A Wall Street Journal report from this past November did explore how the Chinese government owns a 42 percent stake in the major camera manufacturer Hikvision, but nobody has even remotely proven Gaffney’s claim of obvious malicious intent.
A U.S. Army base in Missouri did replace five Chinese-made surveillance cameras this January, though not because of any provable security concerns. The base’s chief of staff told The Wall Street Journal that “we never believed [the cameras] were a security risk” as “they were always on a closed network.” The base removed them to expel any negative perceptions following media reports about the Chinese connection rather than anything substantive.
2. Killer Cars!
The Claim: “Talk about the internet of things. The Chinese are in a position not only to exploit all of the information flows that will operate on that system of internet-dependent wireless communications, everything from your refrigerator to your car. They will be able to operate against them, perhaps even to use them to kill us. By driving that self-driving car off the road, for example.”

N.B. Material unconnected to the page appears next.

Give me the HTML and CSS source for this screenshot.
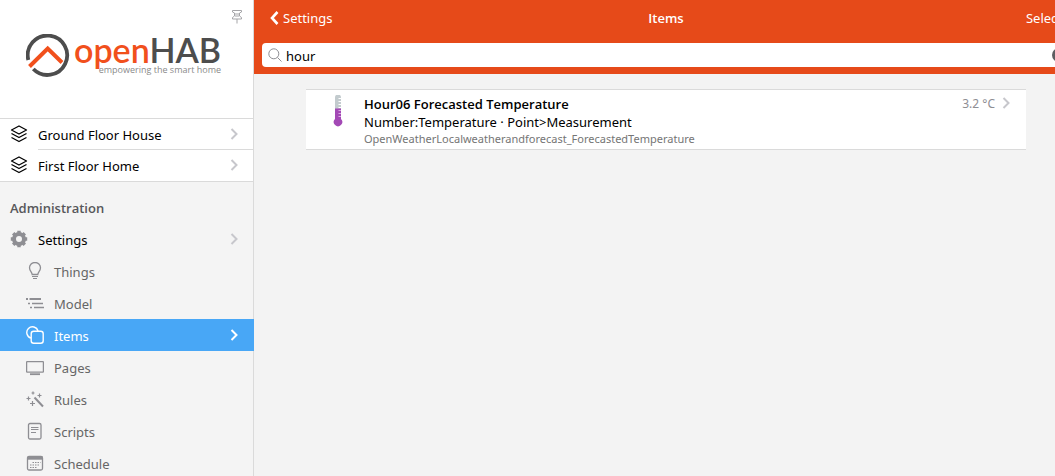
FILE: index.html
```html
<!DOCTYPE html>
<html lang="en">
<head>
    <meta charset="UTF-8">
    <meta name="viewport" content="width=device-width, initial-scale=1.0">
    <title>openHAB - Items</title>
    <link rel="stylesheet" href="styles.css">
</head>
<body>
    <!-- Shared icons -->
    <svg class="defs" aria-hidden="true">
        <symbol id="chevron" viewBox="0 0 8 12">
            <path d="M1.500 1l5 5-5 5" fill="none" stroke="currentColor" stroke-width="2"/>
        </symbol>
        <symbol id="layers" viewBox="0 0 18 18">
            <g fill="none" stroke="currentColor" stroke-width="1.3" stroke-linejoin="round">
                <path d="M9 1l7.500 4L9 9 1.500 5z"/>
                <path d="M1.500 8.500L9 12.500l7.500-4M1.500 12.500L9 16.500l7.500-4"/>
            </g>
        </symbol>
    </svg>

    <div class="app">
        <aside class="sidebar">
            <header class="brand">
                <button class="pin" aria-label="Pin sidebar">
                    <svg width="10" height="14" viewBox="0 0 10 14" fill="none" stroke="currentColor">
                        <path d="M.5.5h9v1.500L7.500 3v3l2 1.500v1.500h-9V7.500l2-1.500V3l-2-1zM5 9v4.500M4 3v4M6 3v4"/>
                    </svg>
                </button>
                <a class="logo" href="#">
                    <svg width="44" height="44" viewBox="0 0 44 44" fill="none">
                        <path d="M2.300 26A19.700 19.700 0 1 1 7.300 35" stroke="#4d4d4d" stroke-width="3.800"/>
                        <path d="M3.500 32.500L21.700 14.500 36 28.500" stroke="#f1501c" stroke-width="4"/>
                    </svg>
                    <span class="wordmark">
                        <span class="name"><span class="open">open</span>HAB</span>
                        <span class="tagline">empowering the smart home</span>
                    </span>
                </a>
            </header>

            <nav>
                <ul class="menu pages">
                    <li><a href="#"><svg class="icon"><use href="#layers"/></svg><span class="label">Ground Floor House</span><svg class="chevron"><use href="#chevron"/></svg></a></li>
                    <li><a href="#"><svg class="icon"><use href="#layers"/></svg><span class="label">First Floor Home</span><svg class="chevron"><use href="#chevron"/></svg></a></li>
                </ul>

                <h2>Administration</h2>
                <ul class="menu">
                    <li>
                        <a href="#">
                            <svg class="icon gear" viewBox="0 0 18 18">
                                <circle cx="9" cy="9" r="5" fill="none" stroke="currentColor" stroke-width="4"/>
                                <path d="M9 .8v3M9 14.200v3M.8 9h3M14.200 9h3M3.200 3.200l2 2M12.800 12.800l2 2M3.200 14.800l2-2M12.800 5.200l2-2" stroke="currentColor" stroke-width="3.400"/>
                            </svg>
                            <span class="label">Settings</span>
                            <svg class="chevron"><use href="#chevron"/></svg>
                        </a>
                    </li>
                </ul>
                <ul class="menu sub">
                    <li>
                        <a href="#">
                            <svg class="icon" viewBox="0 0 18 18" fill="none" stroke="currentColor">
                                <path d="M6.200 12.500C6 10 3.500 9 3.500 5.800a5.500 5.300 0 0 1 11 0C14.500 9 12 10 11.800 12.500z" stroke-width="1.300"/>
                                <path d="M6 14.500h6M7 16.500h4"/>
                            </svg>
                            <span class="label">Things</span>
                        </a>
                    </li>
                    <li>
                        <a href="#">
                            <svg class="icon" viewBox="0 0 18 18" fill="none" stroke="currentColor">
                                <path d="M0 5h2M3.500 5H15" stroke-width="2"/>
                                <path d="M2 9.500h2M6 9.500h11M4 13.500h2M8 13.500h10" stroke-width="1.300"/>
                            </svg>
                            <span class="label">Model</span>
                        </a>
                    </li>
                    <li class="active">
                        <a href="#" aria-current="page">
                            <svg class="icon" viewBox="0 0 18 18" fill="none" stroke="currentColor" stroke-width="1.400">
                                <path d="M5 12A5.700 5.700 0 1 1 12 5"/>
                                <rect x="5.200" y="5.200" width="12" height="12" rx="2.500"/>
                            </svg>
                            <span class="label">Items</span>
                            <svg class="chevron"><use href="#chevron"/></svg>
                        </a>
                    </li>
                    <li>
                        <a href="#">
                            <svg class="icon" viewBox="0 0 18 18" fill="none" stroke="currentColor">
                                <rect x=".6" y="3.600" width="16.800" height="10.500" rx=".5" stroke-width="1.300"/>
                                <path d="M4 16.200h10" stroke-width="1.800"/>
                            </svg>
                            <span class="label">Pages</span>
                        </a>
                    </li>
                    <li>
                        <a href="#">
                            <svg class="icon" viewBox="0 0 18 18" fill="none" stroke="currentColor">
                                <path d="M8.500 7.500l8.500 9" stroke-width="2"/>
                                <path d="M7 1.500v3M5.500 3h3M13.500 3.500v4M11.500 5.500h4M2.500 6.500v4M.5 8.500h4M6.500 11v5M4 13.500h5" stroke-width="1.200"/>
                            </svg>
                            <span class="label">Rules</span>
                        </a>
                    </li>
                    <li>
                        <a href="#">
                            <svg class="icon" viewBox="0 0 18 18" fill="none" stroke="currentColor">
                                <rect x="2.500" y="1.500" width="12.500" height="15.500" rx="1.500" stroke-width="1.300"/>
                                <path d="M5 5.500h7.500M5 7.500h7.500M5 10.500h5"/>
                            </svg>
                            <span class="label">Scripts</span>
                        </a>
                    </li>
                    <li>
                        <a href="#">
                            <svg class="icon" viewBox="0 0 18 18" fill="none" stroke="currentColor">
                                <rect x="1.500" y="2.500" width="15" height="13.500" rx="1.500" stroke-width="1.300"/>
                                <path d="M1.500 4h15" stroke-width="3.400"/>
                                <path d="M6.500 8.500h8M4 11h10M4 13.500h7" stroke-dasharray="1.500 1"/>
                            </svg>
                            <span class="label">Schedule</span>
                        </a>
                    </li>
                </ul>
            </nav>
        </aside>

        <main class="view">
            <header class="navbar">
                <div class="bar">
                    <a class="back" href="#">
                        <svg width="9" height="14" viewBox="0 0 9 14"><path d="M7.500 1L2 7l5.500 6" fill="none" stroke="#fff" stroke-width="2.600"/></svg>
                        <span>Settings</span>
                    </a>
                    <h1>Items</h1>
                    <button class="select">Select</button>
                </div>
                <form class="search">
                    <svg width="14" height="14" viewBox="0 0 14 14" fill="none" stroke="#8e8e93"><circle cx="5.800" cy="5.800" r="5"/><path d="M9.500 9.500l4 4"/></svg>
                    <input type="text" value="hour" aria-label="Search items">
                    <button class="clear" type="button" aria-label="Clear search">
                        <svg width="14" height="14" viewBox="0 0 14 14"><circle cx="7" cy="7" r="7" fill="#5e5e62"/><path d="M4.500 4.500l5 5M9.500 4.500l-5 5" stroke="#fff" stroke-width="1.500"/></svg>
                    </button>
                </form>
            </header>

            <ul class="items">
                <li>
                    <a class="item" href="#">
                        <svg class="thermometer" width="32" height="32" viewBox="0 0 32 32">
                            <path d="M13 14V2.500a3 3 0 0 1 6 0V14z" fill="#c3cbce"/>
                            <path d="M13 13.500h6v10.500a4.200 4.200 0 1 1-6 0z" fill="#a349b5"/>
                            <path d="M16.500 3.500H19M16.500 6.500H19M16.500 9.500H19M16.500 12.500H19" stroke="#fff"/>
                            <path d="M16.500 15.500H19M16.500 18.500H19M16.500 21.500H19" stroke="#d9a8e2"/>
                        </svg>
                        <span class="text">
                            <strong>Hour06 Forecasted Temperature</strong>
                            <span class="type">Number:Temperature · Point&gt;Measurement</span>
                            <small>OpenWeatherLocalweatherandforecast_ForecastedTemperature</small>
                        </span>
                        <span class="state">3.2 °C</span>
                        <svg class="chevron"><use href="#chevron"/></svg>
                    </a>
                </li>
            </ul>
        </main>
    </div>
</body>
</html>
```
FILE: styles.css
```css
* {
    box-sizing: border-box;
}

body {
    margin: 0;
    font-family: "Noto Sans", "Open Sans", sans-serif;
    font-size: 13px;
    line-height: 18px;
    color: #000;
    background-color: #f3f3f3;
}

a {
    color: inherit;
    text-decoration: none;
}

button {
    padding: 0;
    border: none;
    background: none;
    font: inherit;
    color: inherit;
    cursor: pointer;
}

ul {
    list-style: none;
    margin: 0;
    padding: 0;
}

svg {
    display: block;
    flex: none;
}

.defs {
    position: absolute;
    width: 0;
    height: 0;
}

.app {
    display: flex;
    height: 100vh;
    overflow: hidden;
}

/* Sidebar */
.sidebar {
    flex: none;
    width: 254px;
    background-color: #f4f4f4;
    border-right: 1px solid #dadada;
}

.brand {
    position: relative;
    padding: 34px 26px 41px;
    background-color: #fff;
}

.pin {
    position: absolute;
    top: 10px;
    right: 11px;
    color: #a5a5a8;
}

.logo {
    display: flex;
    gap: 4px;
    height: 43px;
}

.wordmark {
    display: flex;
    flex-direction: column;
    white-space: nowrap;
}

.name {
    font-family: Lato, sans-serif;
    font-size: 34px;
    font-weight: 600;
    line-height: 32px;
    color: #4d4d4d;
}

.open {
    color: #f1501c;
}

.tagline {
    align-self: flex-end;
    font-family: "Open Sans", sans-serif;
    font-size: 9px;
    line-height: 8px;
    color: #8a8a8a;
}

.menu a {
    display: flex;
    align-items: center;
    height: 32px;
    padding: 0 15px 0 10px;
}

.icon {
    width: 18px;
    height: 18px;
    margin-right: 10px;
}

.label {
    flex: 1;
    padding-top: 2px;
}

.chevron {
    width: 8px;
    height: 12px;
    color: #c7c7cc;
}

.pages {
    background-color: #fff;
    border-top: 1px solid #dadada;
    border-bottom: 1px solid #dadada;
}

.pages li:first-child a {
    height: 30px;
}

.pages li + li {
    background: linear-gradient(#dadada, #dadada) 38px 0 / 100% 1px no-repeat;
}

.sidebar h2 {
    margin: 0;
    padding: 17px 10px 6px;
    font-family: "Open Sans", sans-serif;
    font-size: 13px;
    font-weight: 600;
    line-height: 18px;
    color: #57575a;
}

.gear {
    color: #8e8e93;
}

.sub a {
    padding-left: 26px;
    color: #666;
}

.sub .icon {
    color: #8e8e93;
}

/* The highlighted row covers the sidebar border */
.sub .active a {
    margin-right: -1px;
    padding-right: 16px;
    background-color: #48a7f6;
    color: #fff;
}

.sub .active svg {
    color: #fff;
}

/* Main view, runs past the right edge of the window */
.view {
    flex: 1;
    min-width: 0;
    margin-right: -23px;
}

.navbar {
    height: 74px;
    padding: 0 8px;
    background-color: #e64a19;
    color: #fff;
}

.bar {
    display: grid;
    grid-template-columns: 1fr auto 1fr;
    align-items: center;
    height: 43px;
    padding: 0 8px;
}

.bar > * {
    padding-bottom: 7px;
}

.back {
    display: flex;
    align-items: center;
    gap: 4px;
}

.bar h1 {
    margin: 0;
    font-family: "Open Sans", sans-serif;
    font-size: 13px;
    font-weight: 600;
    line-height: 18px;
}

.select {
    justify-self: end;
}

.search {
    display: flex;
    align-items: center;
    gap: 4px;
    height: 24px;
    padding: 0 4px 0 6px;
    border-radius: 4px;
    background-color: #fff;
}

.search input {
    flex: 1;
    min-width: 0;
    padding: 2px 0 0;
    border: none;
    outline: none;
    background: none;
    font: inherit;
    color: #000;
}

.items {
    max-width: 720px;
    margin: 15px auto 0;
    background-color: #fff;
    border-top: 1px solid #dadada;
    border-bottom: 1px solid #dadada;
}

.item {
    display: flex;
    align-items: flex-start;
    padding: 5px 16px 3px;
}

.thermometer {
    margin-right: 10px;
}

.text {
    flex: 1;
    display: flex;
    flex-direction: column;
}

.text strong {
    font-family: "Open Sans", sans-serif;
    font-weight: 600;
}

.text small {
    font-size: 11px;
    line-height: 15px;
    color: #757575;
}

.state {
    margin-right: 7px;
    font-size: 12px;
    color: #8e8e93;
}

.item .chevron {
    margin-top: 2px;
}
```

A team of Chinese security researchers did show how to hack a Tesla Model S in September 2016, demonstrating among other things the ability to take control of the car’s brakes. But then, those researchers immediately disclosed the nature of the problem to Tesla so that it could be fixed going forward, which is the point of such research in the first place.
The Claim: “Electromagnetic pulse is one of the instruments of unrestricted warfare that the Chinese are prepared to engage in against us.”
Yes, Chinese researchers have developed an EMP weapon using high-powered microwaves. Whether China would actually look to deploy such a weapon in some kind of offensive strike as part of an all-out attack against the United States is a whole other question. Gaffney would absolutely answer that question in the affirmative, as would likely all his fellow CPAC speakers, but that’s definitely not something that can just be accepted as fact.